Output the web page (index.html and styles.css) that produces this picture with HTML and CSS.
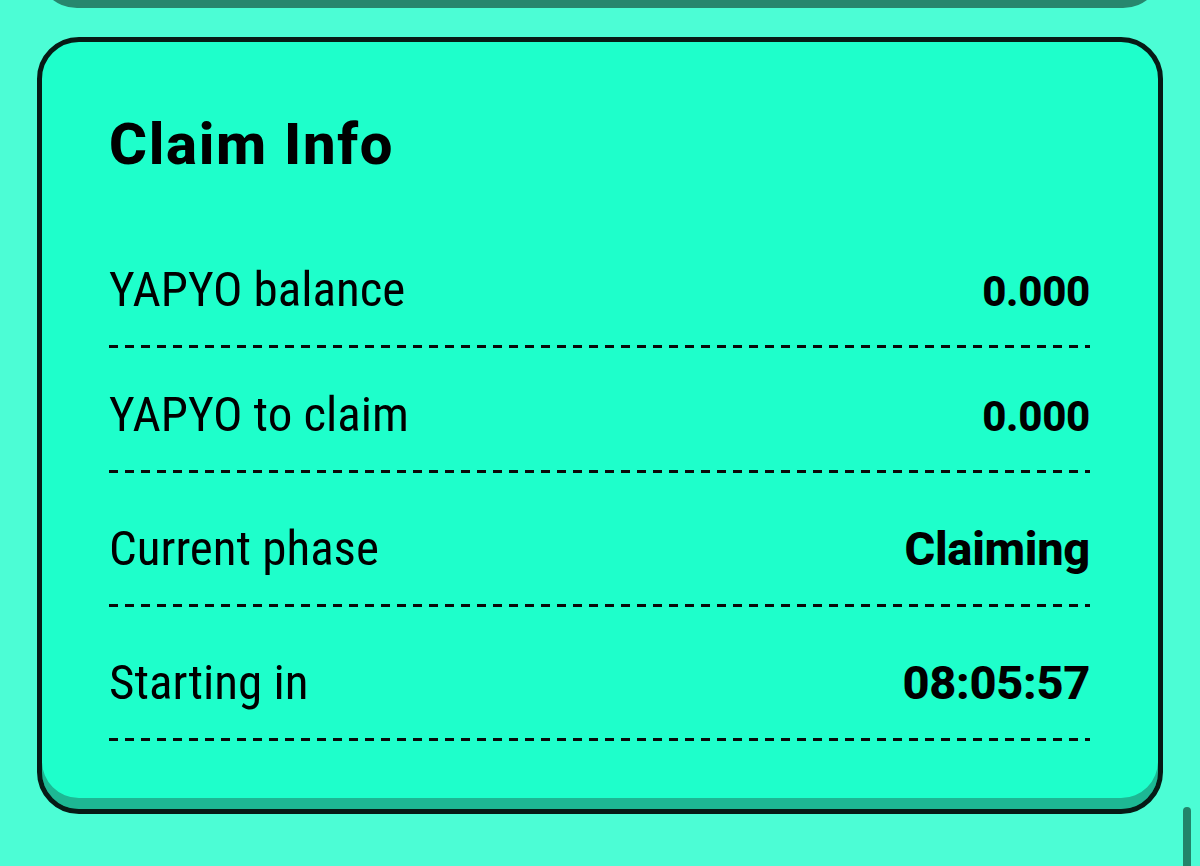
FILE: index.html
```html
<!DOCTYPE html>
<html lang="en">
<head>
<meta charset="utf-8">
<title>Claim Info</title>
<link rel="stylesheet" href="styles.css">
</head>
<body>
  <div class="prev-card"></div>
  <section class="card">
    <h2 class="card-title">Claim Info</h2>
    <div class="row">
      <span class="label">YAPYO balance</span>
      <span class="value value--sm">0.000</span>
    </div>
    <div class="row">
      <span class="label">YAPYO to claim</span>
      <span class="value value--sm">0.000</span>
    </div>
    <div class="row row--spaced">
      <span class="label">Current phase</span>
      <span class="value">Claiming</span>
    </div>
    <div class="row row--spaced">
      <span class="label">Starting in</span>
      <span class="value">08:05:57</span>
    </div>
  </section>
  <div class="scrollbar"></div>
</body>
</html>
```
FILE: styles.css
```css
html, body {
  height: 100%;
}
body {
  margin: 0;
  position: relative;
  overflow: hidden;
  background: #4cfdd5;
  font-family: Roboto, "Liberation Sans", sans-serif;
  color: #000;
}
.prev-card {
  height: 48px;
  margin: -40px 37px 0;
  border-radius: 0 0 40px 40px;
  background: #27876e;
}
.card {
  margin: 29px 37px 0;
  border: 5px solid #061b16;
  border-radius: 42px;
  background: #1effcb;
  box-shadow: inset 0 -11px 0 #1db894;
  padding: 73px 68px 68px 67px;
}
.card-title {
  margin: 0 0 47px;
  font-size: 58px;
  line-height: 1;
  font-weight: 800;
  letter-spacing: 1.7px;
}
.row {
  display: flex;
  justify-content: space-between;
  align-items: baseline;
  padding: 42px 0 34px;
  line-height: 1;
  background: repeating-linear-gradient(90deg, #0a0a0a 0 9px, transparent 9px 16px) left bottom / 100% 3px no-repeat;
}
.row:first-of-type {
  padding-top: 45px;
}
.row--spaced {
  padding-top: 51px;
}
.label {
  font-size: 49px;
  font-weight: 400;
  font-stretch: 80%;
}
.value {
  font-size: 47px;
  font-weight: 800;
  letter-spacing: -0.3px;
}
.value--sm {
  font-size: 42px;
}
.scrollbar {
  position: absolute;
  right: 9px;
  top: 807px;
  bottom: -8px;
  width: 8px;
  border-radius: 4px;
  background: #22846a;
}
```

▶ **WHAT NEEDS TO BE DONE**
Skipping the pictures, transcribe each line above exactly as it appears.

▶ **RESPONSE TO THE EXERCISE**
Output the web page (index.html and styles.css) that produces this picture with HTML and CSS.
FILE: index.html
```html
<!DOCTYPE html>
<html lang="en">
<head>
<meta charset="utf-8">
<title>Claim Info</title>
<link rel="stylesheet" href="styles.css">
</head>
<body>
  <div class="prev-card"></div>
  <section class="card">
    <h2 class="card-title">Claim Info</h2>
    <div class="row">
      <span class="label">YAPYO balance</span>
      <span class="value value--sm">0.000</span>
    </div>
    <div class="row">
      <span class="label">YAPYO to claim</span>
      <span class="value value--sm">0.000</span>
    </div>
    <div class="row row--spaced">
      <span class="label">Current phase</span>
      <span class="value">Claiming</span>
    </div>
    <div class="row row--spaced">
      <span class="label">Starting in</span>
      <span class="value">08:05:57</span>
    </div>
  </section>
  <div class="scrollbar"></div>
</body>
</html>
```
FILE: styles.css
```css
html, body {
  height: 100%;
}
body {
  margin: 0;
  position: relative;
  overflow: hidden;
  background: #4cfdd5;
  font-family: Roboto, "Liberation Sans", sans-serif;
  color: #000;
}
.prev-card {
  height: 48px;
  margin: -40px 37px 0;
  border-radius: 0 0 40px 40px;
  background: #27876e;
}
.card {
  margin: 29px 37px 0;
  border: 5px solid #061b16;
  border-radius: 42px;
  background: #1effcb;
  box-shadow: inset 0 -11px 0 #1db894;
  padding: 73px 68px 68px 67px;
}
.card-title {
  margin: 0 0 47px;
  font-size: 58px;
  line-height: 1;
  font-weight: 800;
  letter-spacing: 1.7px;
}
.row {
  display: flex;
  justify-content: space-between;
  align-items: baseline;
  padding: 42px 0 34px;
  line-height: 1;
  background: repeating-linear-gradient(90deg, #0a0a0a 0 9px, transparent 9px 16px) left bottom / 100% 3px no-repeat;
}
.row:first-of-type {
  padding-top: 45px;
}
.row--spaced {
  padding-top: 51px;
}
.label {
  font-size: 49px;
  font-weight: 400;
  font-stretch: 80%;
}
.value {
  font-size: 47px;
  font-weight: 800;
  letter-spacing: -0.3px;
}
.value--sm {
  font-size: 42px;
}
.scrollbar {
  position: absolute;
  right: 9px;
  top: 807px;
  bottom: -8px;
  width: 8px;
  border-radius: 4px;
  background: #22846a;
}
```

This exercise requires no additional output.